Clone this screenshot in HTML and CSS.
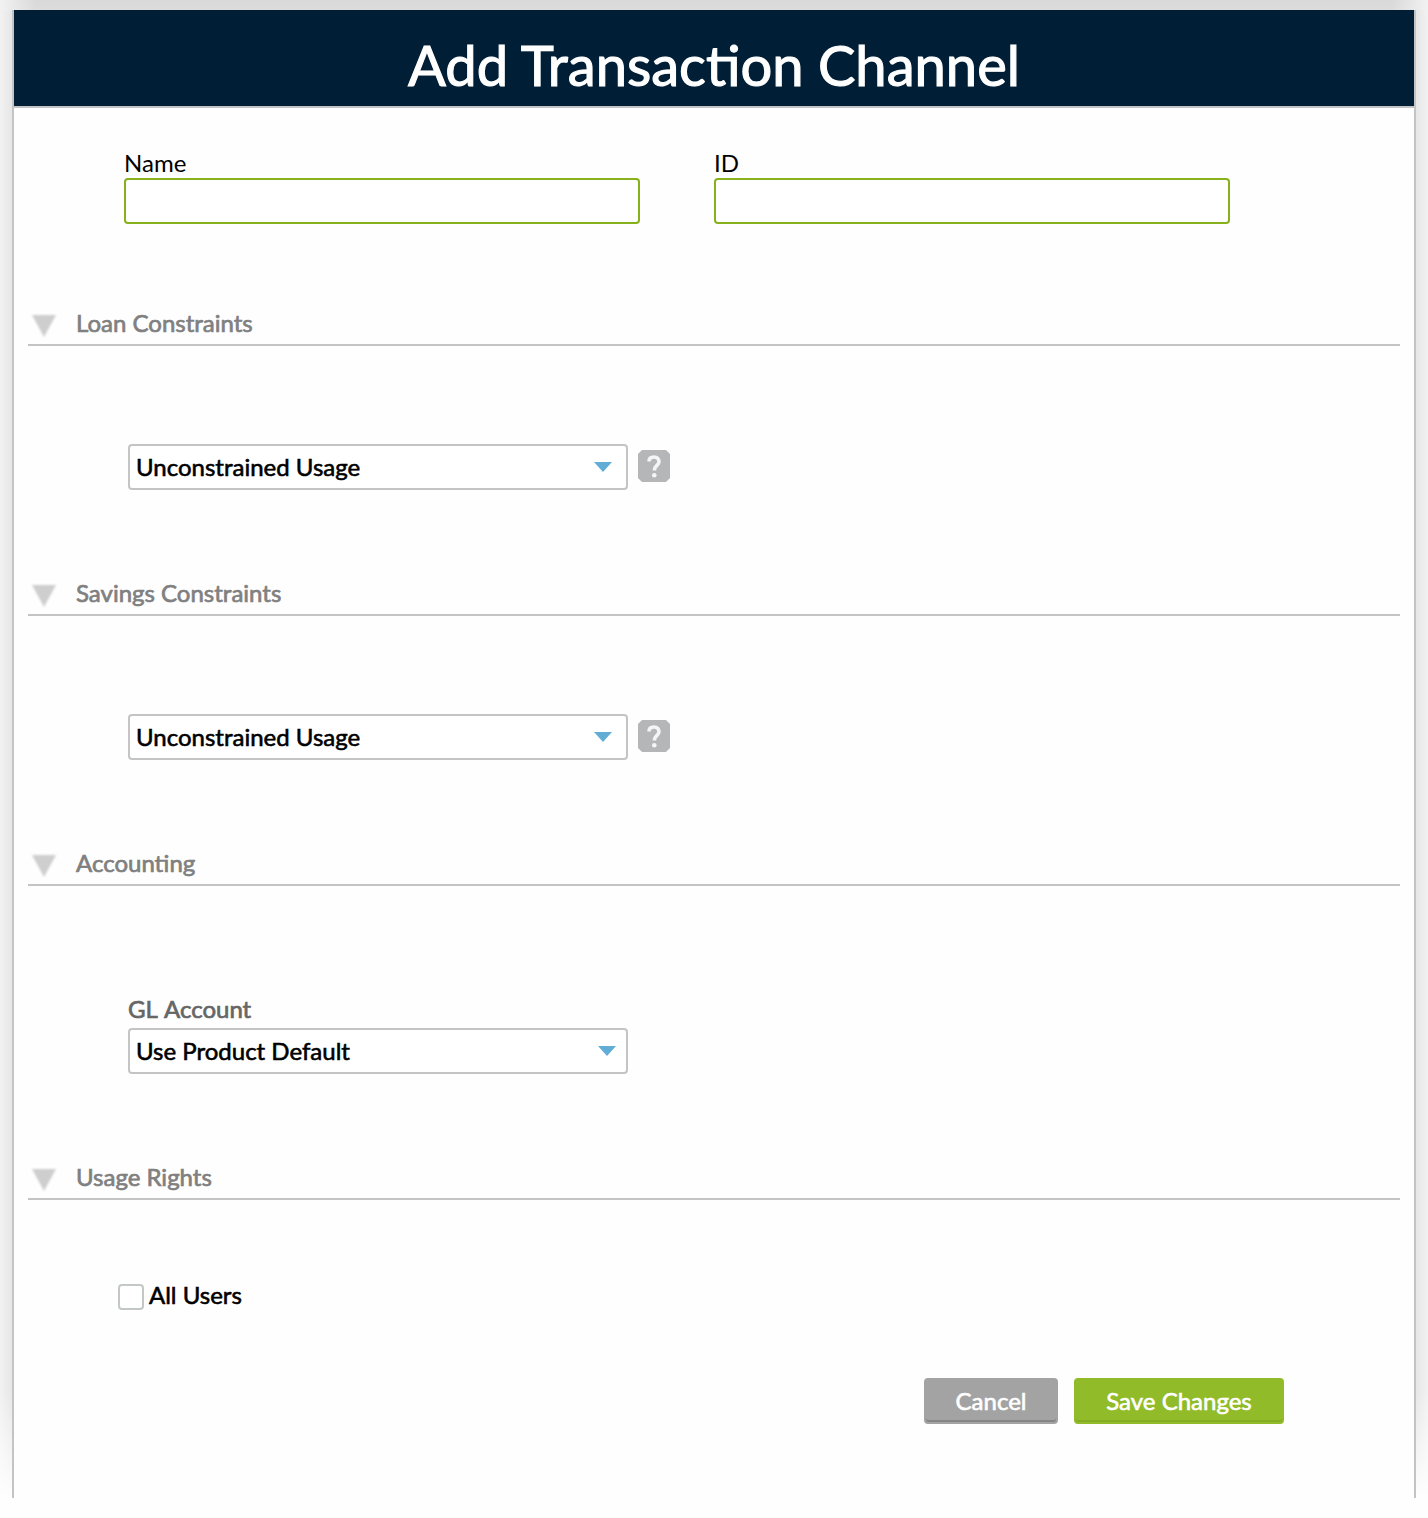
FILE: index.html
```html
<!DOCTYPE html>
<html lang="en">
<head>
<meta charset="utf-8">
<title>Add Transaction Channel</title>
<link rel="stylesheet" href="styles.css">
</head>
<body>
<main class="dialog">
  <header class="dialog-header"><h1>Add Transaction Channel</h1></header>
  <form class="dialog-body">
    <div class="identity">
      <label class="field"><span>Name</span><input type="text"></label>
      <label class="field"><span>ID</span><input type="text"></label>
    </div>
    <section class="section loan">
      <h2><svg class="toggle" viewBox="0 0 24 22"><path d="M0 0H24L12 22Z"/></svg><span>Loan Constraints</span></h2>
      <div class="row">
        <div class="select inset"><span>Unconstrained Usage</span><svg class="arrow" viewBox="0 0 18 10"><path d="M0 0H18L9 10Z"/></svg></div>
        <svg class="help" viewBox="0 0 32 32"><path class="tile" d="M4 0H28L32 4V28L28 32H4L0 28V4Z"/><g class="mark"><path d="M11 11.5C11 8.5 13 7 16 7S21 8.8 21 11.8C21 15.5 16.3 15.5 16.3 20.5"/><circle cx="16.3" cy="25.2" r="2.3"/></g></svg>
      </div>
    </section>
    <section class="section savings">
      <h2><svg class="toggle" viewBox="0 0 24 22"><path d="M0 0H24L12 22Z"/></svg><span>Savings Constraints</span></h2>
      <div class="row">
        <div class="select inset"><span>Unconstrained Usage</span><svg class="arrow" viewBox="0 0 18 10"><path d="M0 0H18L9 10Z"/></svg></div>
        <svg class="help" viewBox="0 0 32 32"><path class="tile" d="M4 0H28L32 4V28L28 32H4L0 28V4Z"/><g class="mark"><path d="M11 11.5C11 8.5 13 7 16 7S21 8.8 21 11.8C21 15.5 16.3 15.5 16.3 20.5"/><circle cx="16.3" cy="25.2" r="2.3"/></g></svg>
      </div>
    </section>
    <section class="section accounting">
      <h2><svg class="toggle" viewBox="0 0 24 22"><path d="M0 0H24L12 22Z"/></svg><span>Accounting</span></h2>
      <div class="account">
        <div class="account-label">GL Account</div>
        <div class="select"><span>Use Product Default</span><svg class="arrow" viewBox="0 0 18 10"><path d="M0 0H18L9 10Z"/></svg></div>
      </div>
    </section>
    <section class="section rights">
      <h2><svg class="toggle" viewBox="0 0 24 22"><path d="M0 0H24L12 22Z"/></svg><span>Usage Rights</span></h2>
      <label class="check"><input type="checkbox"><span>All Users</span></label>
    </section>
    <div class="actions">
      <button type="button" class="button cancel">Cancel</button>
      <button type="button" class="button save">Save Changes</button>
    </div>
  </form>
</main>
</body>
</html>
```
FILE: styles.css
```css
* { box-sizing: border-box; }
body {
  margin: 0;
  height: 1518px;
  padding: 10px 12px 20px;
  overflow: hidden;
  font: 24px/30px Lato, "Liberation Sans", sans-serif;
  color: #000;
  background:
    linear-gradient(90deg, #f2f2f2 0, rgba(242,242,242,0) 36px, rgba(242,242,242,0) calc(100% - 36px), #f2f2f2 100%) 0 0 / 100% 10px no-repeat,
    linear-gradient(#d9d9d9, #dcdcdc) 0 0 / 100% 10px no-repeat,
    linear-gradient(rgba(254,254,254,0) 1390px, #fefefe 1498px),
    linear-gradient(90deg, #f2f2f2 0, #e6e6e6 12px, #e6e6e6 1416px, #f2f2f2 1428px);
}
.dialog {
  height: 1488px;
  border: solid #c4c4c4;
  border-width: 0 2px;
  background: #fefefe;
}
.dialog-header {
  height: 98px;
  border-bottom: 2px solid #c4c4c4;
  background: #001e35;
  text-align: center;
}
h1 {
  margin: 0;
  padding-top: 19px;
  color: #fff;
  font-size: 56.1px;
  font-weight: 400;
  line-height: 71px;
  -webkit-text-stroke: 1.1px #fff;
}
.identity {
  display: flex;
  gap: 74px;
  height: 190px;
  padding: 40px 0 0 110px;
}
.field { display: block; width: 516px; }
.field span { display: block; height: 30px; }
.field input {
  display: block;
  width: 516px;
  height: 46px;
  border: 2px solid #86b11a;
  border-radius: 4px;
  background: #fff;
}
.section { padding: 0 14px; }
.loan, .savings { height: 270px; }
.accounting { height: 314px; }
.rights { height: 226px; }
h2 {
  display: flex;
  height: 48px;
  margin: 0;
  padding: 10px 0 0 4px;
  border-bottom: 2px solid #c4c4c4;
  color: #808080;
  font-size: 24px;
  font-weight: 400;
  line-height: 30px;
  -webkit-text-stroke: 0.7px #808080;
}
.toggle {
  width: 24px;
  height: 22px;
  margin: 7px 20px 0 0;
  fill: #cecece;
  filter: blur(0.8px);
}
.row {
  display: flex;
  align-items: flex-start;
  gap: 10px;
  padding: 98px 0 0 100px;
}
.select {
  display: flex;
  justify-content: space-between;
  width: 500px;
  height: 46px;
  padding: 0 10px 0 6px;
  border: 2px solid #c4c4c4;
  border-radius: 4px;
  background: #fff;
  line-height: 41px;
  -webkit-text-stroke: 0.6px #000;
}
.inset { padding-right: 14px; }
.arrow {
  width: 18px;
  height: 10px;
  margin-top: 16px;
  fill: #62add5;
  stroke: none;
}
.help { width: 32px; height: 32px; margin-top: 6px; }
.tile { fill: #b5b6b7; }
.mark { filter: blur(0.5px); }
.mark path { fill: none; stroke: #f5f5f5; stroke-width: 3.6; }
.mark circle { fill: #f5f5f5; }
.account { padding: 108px 0 0 100px; }
.account-label {
  height: 34px;
  color: #666;
  line-height: 30px;
  word-spacing: 1.5px;
  -webkit-text-stroke: 0.7px #666;
}
.check {
  display: flex;
  gap: 5px;
  padding: 84px 0 0 90px;
  -webkit-text-stroke: 0.6px #000;
}
.check input {
  appearance: none;
  width: 26px;
  height: 26px;
  margin: 0;
  border: 2px solid #c3c7c7;
  border-radius: 4px;
  background: #fff;
}
.check span { margin-top: -4px; }
.actions {
  display: flex;
  justify-content: flex-end;
  gap: 16px;
  padding-right: 130px;
}
.button {
  height: 46px;
  padding: 0;
  border: 2px solid;
  border-radius: 4px;
  color: #fff;
  font: 24px/40px Lato, "Liberation Sans", sans-serif;
  -webkit-text-stroke: 0.6px #fff;
}
.cancel { width: 134px; border-color: #a3a3a3; background: #a3a3a3; box-shadow: inset 0 -2px #858585; }
.save { width: 210px; border-color: #91bb29; background: #91bb29; box-shadow: inset 0 -2px #84ac24; }
```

**Written task**
Copy out all of the material exactly as written, without its pictures.

**Answer to the exercise**
Clone this screenshot in HTML and CSS.
FILE: index.html
```html
<!DOCTYPE html>
<html lang="en">
<head>
<meta charset="utf-8">
<title>Add Transaction Channel</title>
<link rel="stylesheet" href="styles.css">
</head>
<body>
<main class="dialog">
  <header class="dialog-header"><h1>Add Transaction Channel</h1></header>
  <form class="dialog-body">
    <div class="identity">
      <label class="field"><span>Name</span><input type="text"></label>
      <label class="field"><span>ID</span><input type="text"></label>
    </div>
    <section class="section loan">
      <h2><svg class="toggle" viewBox="0 0 24 22"><path d="M0 0H24L12 22Z"/></svg><span>Loan Constraints</span></h2>
      <div class="row">
        <div class="select inset"><span>Unconstrained Usage</span><svg class="arrow" viewBox="0 0 18 10"><path d="M0 0H18L9 10Z"/></svg></div>
        <svg class="help" viewBox="0 0 32 32"><path class="tile" d="M4 0H28L32 4V28L28 32H4L0 28V4Z"/><g class="mark"><path d="M11 11.5C11 8.5 13 7 16 7S21 8.8 21 11.8C21 15.5 16.3 15.5 16.3 20.5"/><circle cx="16.3" cy="25.2" r="2.3"/></g></svg>
      </div>
    </section>
    <section class="section savings">
      <h2><svg class="toggle" viewBox="0 0 24 22"><path d="M0 0H24L12 22Z"/></svg><span>Savings Constraints</span></h2>
      <div class="row">
        <div class="select inset"><span>Unconstrained Usage</span><svg class="arrow" viewBox="0 0 18 10"><path d="M0 0H18L9 10Z"/></svg></div>
        <svg class="help" viewBox="0 0 32 32"><path class="tile" d="M4 0H28L32 4V28L28 32H4L0 28V4Z"/><g class="mark"><path d="M11 11.5C11 8.5 13 7 16 7S21 8.8 21 11.8C21 15.5 16.3 15.5 16.3 20.5"/><circle cx="16.3" cy="25.2" r="2.3"/></g></svg>
      </div>
    </section>
    <section class="section accounting">
      <h2><svg class="toggle" viewBox="0 0 24 22"><path d="M0 0H24L12 22Z"/></svg><span>Accounting</span></h2>
      <div class="account">
        <div class="account-label">GL Account</div>
        <div class="select"><span>Use Product Default</span><svg class="arrow" viewBox="0 0 18 10"><path d="M0 0H18L9 10Z"/></svg></div>
      </div>
    </section>
    <section class="section rights">
      <h2><svg class="toggle" viewBox="0 0 24 22"><path d="M0 0H24L12 22Z"/></svg><span>Usage Rights</span></h2>
      <label class="check"><input type="checkbox"><span>All Users</span></label>
    </section>
    <div class="actions">
      <button type="button" class="button cancel">Cancel</button>
      <button type="button" class="button save">Save Changes</button>
    </div>
  </form>
</main>
</body>
</html>
```
FILE: styles.css
```css
* { box-sizing: border-box; }
body {
  margin: 0;
  height: 1518px;
  padding: 10px 12px 20px;
  overflow: hidden;
  font: 24px/30px Lato, "Liberation Sans", sans-serif;
  color: #000;
  background:
    linear-gradient(90deg, #f2f2f2 0, rgba(242,242,242,0) 36px, rgba(242,242,242,0) calc(100% - 36px), #f2f2f2 100%) 0 0 / 100% 10px no-repeat,
    linear-gradient(#d9d9d9, #dcdcdc) 0 0 / 100% 10px no-repeat,
    linear-gradient(rgba(254,254,254,0) 1390px, #fefefe 1498px),
    linear-gradient(90deg, #f2f2f2 0, #e6e6e6 12px, #e6e6e6 1416px, #f2f2f2 1428px);
}
.dialog {
  height: 1488px;
  border: solid #c4c4c4;
  border-width: 0 2px;
  background: #fefefe;
}
.dialog-header {
  height: 98px;
  border-bottom: 2px solid #c4c4c4;
  background: #001e35;
  text-align: center;
}
h1 {
  margin: 0;
  padding-top: 19px;
  color: #fff;
  font-size: 56.1px;
  font-weight: 400;
  line-height: 71px;
  -webkit-text-stroke: 1.1px #fff;
}
.identity {
  display: flex;
  gap: 74px;
  height: 190px;
  padding: 40px 0 0 110px;
}
.field { display: block; width: 516px; }
.field span { display: block; height: 30px; }
.field input {
  display: block;
  width: 516px;
  height: 46px;
  border: 2px solid #86b11a;
  border-radius: 4px;
  background: #fff;
}
.section { padding: 0 14px; }
.loan, .savings { height: 270px; }
.accounting { height: 314px; }
.rights { height: 226px; }
h2 {
  display: flex;
  height: 48px;
  margin: 0;
  padding: 10px 0 0 4px;
  border-bottom: 2px solid #c4c4c4;
  color: #808080;
  font-size: 24px;
  font-weight: 400;
  line-height: 30px;
  -webkit-text-stroke: 0.7px #808080;
}
.toggle {
  width: 24px;
  height: 22px;
  margin: 7px 20px 0 0;
  fill: #cecece;
  filter: blur(0.8px);
}
.row {
  display: flex;
  align-items: flex-start;
  gap: 10px;
  padding: 98px 0 0 100px;
}
.select {
  display: flex;
  justify-content: space-between;
  width: 500px;
  height: 46px;
  padding: 0 10px 0 6px;
  border: 2px solid #c4c4c4;
  border-radius: 4px;
  background: #fff;
  line-height: 41px;
  -webkit-text-stroke: 0.6px #000;
}
.inset { padding-right: 14px; }
.arrow {
  width: 18px;
  height: 10px;
  margin-top: 16px;
  fill: #62add5;
  stroke: none;
}
.help { width: 32px; height: 32px; margin-top: 6px; }
.tile { fill: #b5b6b7; }
.mark { filter: blur(0.5px); }
.mark path { fill: none; stroke: #f5f5f5; stroke-width: 3.6; }
.mark circle { fill: #f5f5f5; }
.account { padding: 108px 0 0 100px; }
.account-label {
  height: 34px;
  color: #666;
  line-height: 30px;
  word-spacing: 1.5px;
  -webkit-text-stroke: 0.7px #666;
}
.check {
  display: flex;
  gap: 5px;
  padding: 84px 0 0 90px;
  -webkit-text-stroke: 0.6px #000;
}
.check input {
  appearance: none;
  width: 26px;
  height: 26px;
  margin: 0;
  border: 2px solid #c3c7c7;
  border-radius: 4px;
  background: #fff;
}
.check span { margin-top: -4px; }
.actions {
  display: flex;
  justify-content: flex-end;
  gap: 16px;
  padding-right: 130px;
}
.button {
  height: 46px;
  padding: 0;
  border: 2px solid;
  border-radius: 4px;
  color: #fff;
  font: 24px/40px Lato, "Liberation Sans", sans-serif;
  -webkit-text-stroke: 0.6px #fff;
}
.cancel { width: 134px; border-color: #a3a3a3; background: #a3a3a3; box-shadow: inset 0 -2px #858585; }
.save { width: 210px; border-color: #91bb29; background: #91bb29; box-shadow: inset 0 -2px #84ac24; }
```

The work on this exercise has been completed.